For the Tamils sovereignty equals freedom. Freedom is like the air we breathe, it is free! It is a palpitating, life giving thing. No amount of legal or political pontification can take that away from the Tamils.

What is the good Judge talking about then? Whose sovereignty? After all the Sinhalese and the Tamils went together to Whitehall and sued for independence and won it. Had we cried “Foul,” then it would have been goodbye to independence.

For a long time we had this cozy machan relationship with our Sinhalese countrymen, but the wily British knew better and, in their wisdom, made sure good intentions did not turn sour one day, and wrote safeguards into the 1948 Soulbury Constitution handed down to us. But what good did it do for us?

Barely had the ink dried on it, our Sinhalese countryment disenfranchised the upcountry Tamils, people who had toiled for generations to create wealth for the nation.
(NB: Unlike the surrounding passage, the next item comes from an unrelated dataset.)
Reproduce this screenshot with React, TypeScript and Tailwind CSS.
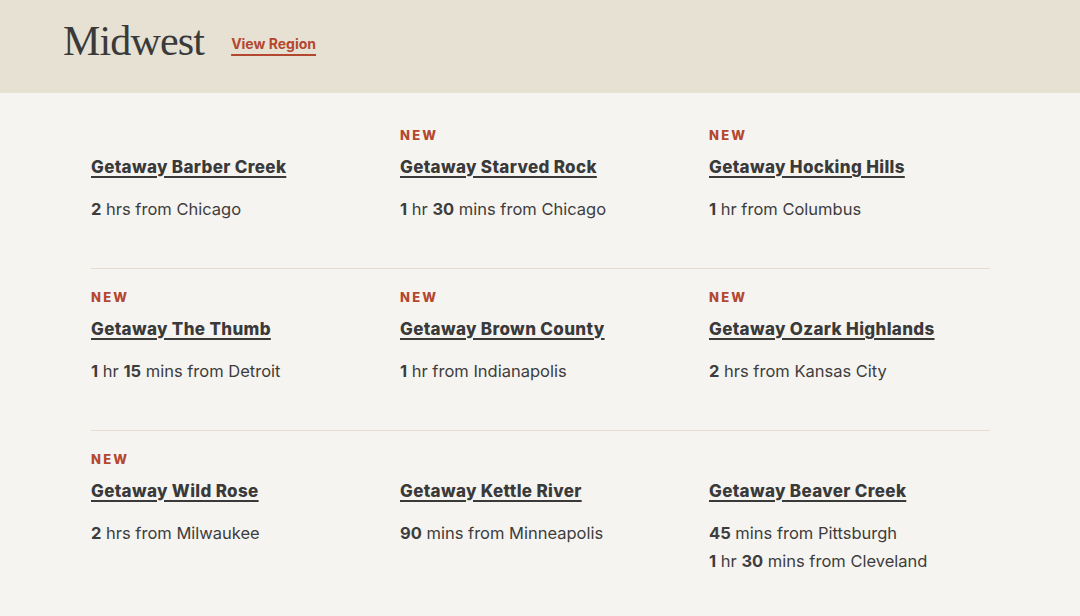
import React from "react";

type Part = { t: string; b?: boolean };
type Item = { isNew: boolean; title: string; lines: Part[][] };

const rows: Item[][] = [
  [
    { isNew: false, title: "Getaway Barber Creek", lines: [[{ t: "2", b: true }, { t: " hrs from Chicago" }]] },
    { isNew: true, title: "Getaway Starved Rock", lines: [[{ t: "1", b: true }, { t: " hr " }, { t: "30", b: true }, { t: " mins from Chicago" }]] },
    { isNew: true, title: "Getaway Hocking Hills", lines: [[{ t: "1", b: true }, { t: " hr from Columbus" }]] },
  ],
  [
    { isNew: true, title: "Getaway The Thumb", lines: [[{ t: "1", b: true }, { t: " hr " }, { t: "15", b: true }, { t: " mins from Detroit" }]] },
    { isNew: true, title: "Getaway Brown County", lines: [[{ t: "1", b: true }, { t: " hr from Indianapolis" }]] },
    { isNew: true, title: "Getaway Ozark Highlands", lines: [[{ t: "2", b: true }, { t: " hrs from Kansas City" }]] },
  ],
  [
    { isNew: true, title: "Getaway Wild Rose", lines: [[{ t: "2", b: true }, { t: " hrs from Milwaukee" }]] },
    { isNew: false, title: "Getaway Kettle River", lines: [[{ t: "90", b: true }, { t: " mins from Minneapolis" }]] },
    {
      isNew: false,
      title: "Getaway Beaver Creek",
      lines: [
        [{ t: "45", b: true }, { t: " mins from Pittsburgh" }],
        [{ t: "1", b: true }, { t: " hr " }, { t: "30", b: true }, { t: " mins from Cleveland" }],
      ],
    },
  ],
];

function Cell({ item }: { item: Item }) {
  return (
    <div className="flex flex-col">
      <div className="h-4 text-[13px] leading-4 font-extrabold tracking-[0.17em] text-[#b4472f]">
        {item.isNew ? "NEW" : ""}
      </div>
      <a
        href="#"
        className="mt-3 self-start text-[17px] leading-6 font-extrabold tracking-[0.02em] text-[#3a3a3a] underline decoration-2 underline-offset-[3px]"
      >
        {item.title}
      </a>
      <div className="mt-4 flex flex-col">
        {item.lines.map((line, i) => (
          <div key={i} className="text-[16.5px] leading-7 text-[#3d3d3d]">
            {line.map((p, j) =>
              p.b ? (
                <span key={j} className="font-bold">
                  {p.t}
                </span>
              ) : (
                <span key={j}>{p.t}</span>
              )
            )}
          </div>
        ))}
      </div>
    </div>
  );
}

export default function App() {
  return (
    <div className="min-h-[616px] w-full bg-[#f6f4f0]" style={{ fontFamily: "Inter, 'Noto Sans', sans-serif" }}>
      <header className="flex h-[93px] items-start bg-[#e7e1d4] pl-[63px] pt-[20px]">
        <h1
          className="text-[42px] leading-none text-[#3a3a3a] tracking-[-0.02em]"
          style={{ fontFamily: "'Liberation Serif', serif" }}
        >
          Midwest
        </h1>
        <a
          href="#"
          className="ml-[27px] mt-[14px] text-[14px] leading-5 font-bold text-[#b4472f] underline decoration-2 underline-offset-[5px]"
        >
          View Region
        </a>
      </header>
      <main className="mx-[91px] w-[899px] pt-[14px]">
        {rows.map((row, i) => (
          <div
            key={i}
            className={`grid grid-cols-3 gap-x-[28px] pt-5 ${i < rows.length - 1 ? "pb-[45px] border-b border-[#e6ddd0]" : "pb-6"}`}
          >
            {row.map((item, j) => (
              <Cell key={j} item={item} />
            ))}
          </div>
        ))}
      </main>
    </div>
  );
}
It was the writing on the wall for the Tamils as a people. Then came the Sinhala Only Act in 1956. Had the Sinhalese suddenly discovered that the secret to getting ahead in life was by putting down the Tamils?
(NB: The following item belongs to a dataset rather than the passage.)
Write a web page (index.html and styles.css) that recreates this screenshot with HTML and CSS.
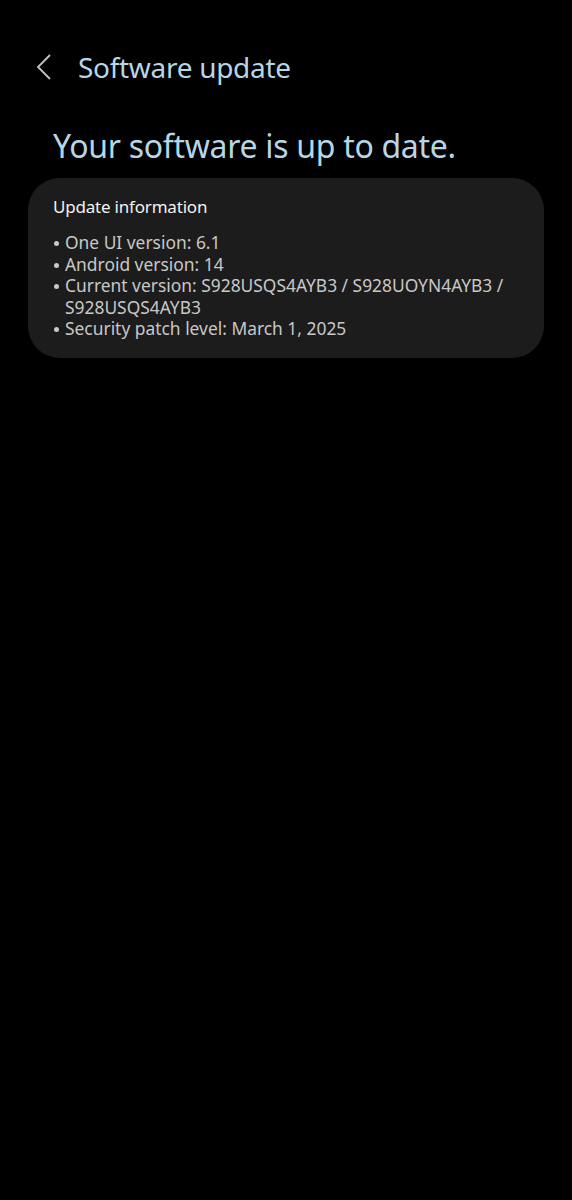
FILE: index.html
```html
<!DOCTYPE html>
<html lang="en">
<head>
  <meta charset="UTF-8">
  <title>Software update</title>
  <link rel="stylesheet" href="styles.css">
</head>
<body>
  <div class="screen">
    <!-- top bar -->
    <div class="topbar">
      <span class="back">
        <svg width="16" height="26" viewBox="0 0 16 26">
          <path d="M14 1 L2 13 L14 25" fill="none" stroke="#c4c4c4" stroke-width="1.8"/>
        </svg>
      </span>
      <h1>Software update</h1>
    </div>

    <h2 class="status">Your software is up to date.</h2>

    <div class="card">
      <h3>Update information</h3>
      <ul>
        <li>One UI version: 6.1</li>
        <li>Android version: 14</li>
        <li>Current version: S928USQS4AYB3 / S928UOYN4AYB3 / S928USQS4AYB3</li>
        <li>Security patch level: March 1, 2025</li>
      </ul>
    </div>
  </div>
</body>
</html>
```

FILE: styles.css
```css
body {
  margin: 0;
  padding: 0;
  background: #000;
  font-family: "Noto Sans", "Open Sans", sans-serif;
}

.screen {
  width: 572px;
  height: 1200px;
  box-sizing: border-box;
  padding: 45px 28px 0 28px;
}

.topbar {
  display: flex;
  align-items: center;
  height: 44px;
}

.back {
  display: flex;
  margin-left: 8px;
  width: 42px;
}

.topbar h1 {
  margin: 0;
  font-size: 28px;
  font-weight: 400;
  color: #b6d6e6;
  letter-spacing: -0.3px;
}

.status {
  margin: 35px 0 0 25px;
  font-size: 32px;
  font-weight: 400;
  color: #b6d6e6;
  letter-spacing: -0.3px;
  line-height: 44px;
}

.card {
  margin-top: 10px;
  background: #1c1c1c;
  border-radius: 32px;
  padding: 17px 25px 18px 25px;
}

.card h3 {
  margin: 0 0 13px 0;
  font-size: 17px;
  font-weight: 400;
  color: #f2f2f2;
  line-height: 24px;
  letter-spacing: -0.2px;
}

.card ul {
  margin: 0;
  padding: 0;
  list-style: none;
}

.card li {
  position: relative;
  padding-left: 12px;
  font-size: 17.4px;
  line-height: 21.5px;
  color: #c8c8c8;
}

.card li::before {
  content: "";
  position: absolute;
  left: 1px;
  top: 9px;
  width: 5px;
  height: 5px;
  border-radius: 50%;
  background: #c8c8c8;
}
```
With the Sinhala Only Act the Sinhalese embarked on righting ‘historical wrongs,’ the legacy of British rule, so they claimed. Sixty long years have gone by, but what do we have today but an impoverished country, torn apart by racial conflict and war, with more than a quarter of the population mired in poverty. It is as if they are trapped in this vicious, sadistic ritual and have lost their bearings.

The assault on Tamil rights continued and reached its zenith when the Sinhalese tore up the Soulbury Constitution and fabricated their own illegal 1972 Republican Constitution, erasing the minority rights enshrined in it. By that single act, done without the consent of the Tamils, the Sinhalese destroyed the political nexus that had existed with us, the Tamils.
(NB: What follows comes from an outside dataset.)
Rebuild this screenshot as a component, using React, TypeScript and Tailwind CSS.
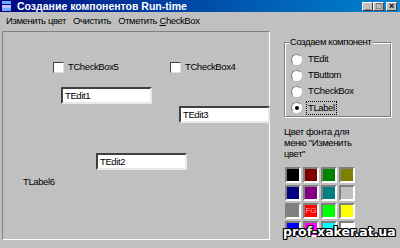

This destruction gave the Tamils the right to determine their own fate, to exist as a distinct people, and nation. Despite this right, we kept on searching peacefully for justice and equality, but were rebuffed. And when JR Jeyawardena created the executive presidency with his 1978 constitution, and sought to subdue the Tamils militarily, they were left with no other alternative but to take up arms to defend themselves. The political process is still not working, because there is something inherently wrong and unfair about it, and the Sinhalese are suffering under a delusion.

Sri Lanka is not a God given gift to one people alone, the Sinhalese. Others, too, have lived on the island for centuries and are entitled to the same rights and privileges enjoyed by them. Just because an ethnic majority has the power to write something on a piece of paper called the constitution, giving them certain privileges and rights, while denying theses priviledges to others, never makes it sacrosanct, ‘constitutional’ or immutable.

The moment of truth for the Tamils came in 1983. To be precise, July 24 1983, when everything changed forever for us. It ignited something that is alight within us to this day, and has sustained us through the death and destruction the Sri Lankan government and its armed forces have heaped on us through twenty years of war.

There is still no end in sight to our struggle, because the Sri Lanka government and its leaders have boxed themselves into an inflexible position, and time is running out. The perils faced by the Tamils have not diminished. War looms. The Sinhalese want to be driven to the brink before making a move. They are fast approaching that point of no return. Let one thing be very clear, however, something that overshadows everything else.

Tamils are not fighting for the coastlines referred to by the good Judge, pieces of this or that, handouts, concessions or anything else, in half measures. We are fighting for our freedom. Another name for it is sovereignty!

It is time the Sinhalese heeded the good Judge’s call seriously and woke up!